Duas derrotas na eleição de Rodrigo Maia




Por Paulo Moreira Leite/Brasil 247

A vitória de Rodrigo Maia na disputa pela presidência da Câmara de Deputados representa uma tragédia em si do ponto de vista dos interesses dos trabalhadores e da população pobre mas seus efeitos daninhos não terminam aí.

Além de instalar um inimigo assumido dos interesses populares a frente da Câmara, residência do segundo nome da linha de sucessão presidencial, a votação demonstrou uma insuspeita boa vontade de integrantes da resistência democrática ao golpe de abril-maio para negociar seu futuro com o governo interino de Michel Temer, cuja prioridade absoluta consiste em dobrar as forças que resistem a uma ruptura institucional.

PT e PC do B, as duas principais colunas da resistência, fraquejaram.

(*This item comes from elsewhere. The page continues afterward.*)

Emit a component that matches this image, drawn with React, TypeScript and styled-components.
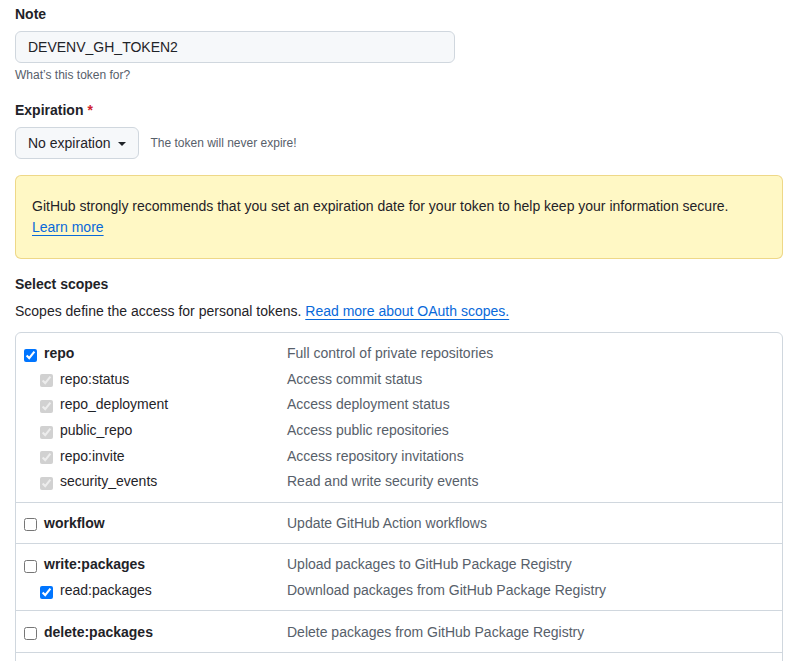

O PSOL também.Ao lançar candidatura própria no primeiro turno, os comunistas e o PSOL ajudaram a derrubar as ultimas esperanças de conduzir Marcelo Castro -- ex-ministro da Saúde de Dilma, aliado de Lula em todas as campanhas presidencial e acima de tudo, um voto contra impeachment em abril -- para o segundo turno. Seria a única chance real de transformar a escolha do novo presidente da Câmara numa disputa política de verdade. 

A bancada petista votou em Marcelo Castro com o voto fechado. Mas, quando foram liberados para votar conforme sua própria cabeça, boa parte dos petistas comportou-se como crianças que adoram brinquedos proibidas, garantindo apoio a um golpista de primeiro minuto, sem maiores diferenças com o rival Rogério Rosso e, do ponto de vista dos adversários do golpe, um grau de periculosidade a mais.

Enquanto Rosso sustentava-se num líder a caminho acelerado para o cadafalso, Rodrigo Maia expressa a fatia em ascensão do conservadorismo do DEM, que, com apoio sem remorsos do PSDB, está destinado a formar a coluna vertebral de um governo Temer. O DEM possui laços históricos com a continuidade da ditadura e uma lealdade ideológica não apenas financeira  com os setores mais conservadores. Ao menos em teoria, tem mais fôlego e capacidade de sobrevivência. Mais perigoso, quando se fala de um mandato de sete meses, portanto. Mais útil para a consolidação do golpe, obviamente.

É preciso retornar a 1984, quando o Colégio Eleitoral escolheu Tancredo Neves para presidente da República, para se encontrar um caso tão grave e tão importante.

Naquele momento, os parlamentares do PT que decidiram descumprir a orientação do partido que era não votar em Tancredo nem em Paulo Maluf foram convidados a retirar-se da legenda.

Você pode ter a opinião que quiser sobre o voto em Tancredo mas vamos combinar que ele tinha uma natureza específica. Permitia derrotar o candidato da ditadura e apoiar um político que, mesmo expressando um grande acordo para conduzir a transição de acordo com os 1% que sempre governaram país, de farda ou à paisana, tinha um histórico democrático inegável. Foi ministro de Getúlio Vargas em 1950, participou do governo parlamentar de João Goulart, votou contra o golpe em 1964. Eu achava que era errado votar em Tancredo mas reconheço que era possível enxergar argumentos legítimos na defesa de sua candidatura.

O apoio a Rodrigo Maia não tem nenhuma dessas características. Sua vitória não fortalece a causa da democracia e da Constituição. Reacionário até a medula, só irá enfraquecer a necessária resistência ao rolo compressor em curso no Congresso, que pretende eliminar 70 anos de conquistas sociais e progresso econômico e transformar o Brasil num grande Paraguai. 

Como qualquer movimento sem qualquer razão política compreensível, já que não pode ser defendido em público, o voto em Maia não é um evento repentino. Pertence ao universo do cretinismo parlamentar, formado por gestos e decisões que nada significam para a maioria da população apenas um espetáculo de mágicos desmoralizados, que praticam truques que todos conhecem e não acreditam mais.

A votação de Maia mostrou uma grande capacidade de adaptação ao golpe por parte de forças que deveriam ser as mais empenhadas em lhe dar combate sem trégua. Os deputados não serão chamados a dar o voto definitivo sobre o retorno de Dilma a um posto que lhe pertence por direito e vontade do povo. Esta decisão será do Senado.

Mesmo assim, a votação na Câmara é preocupante.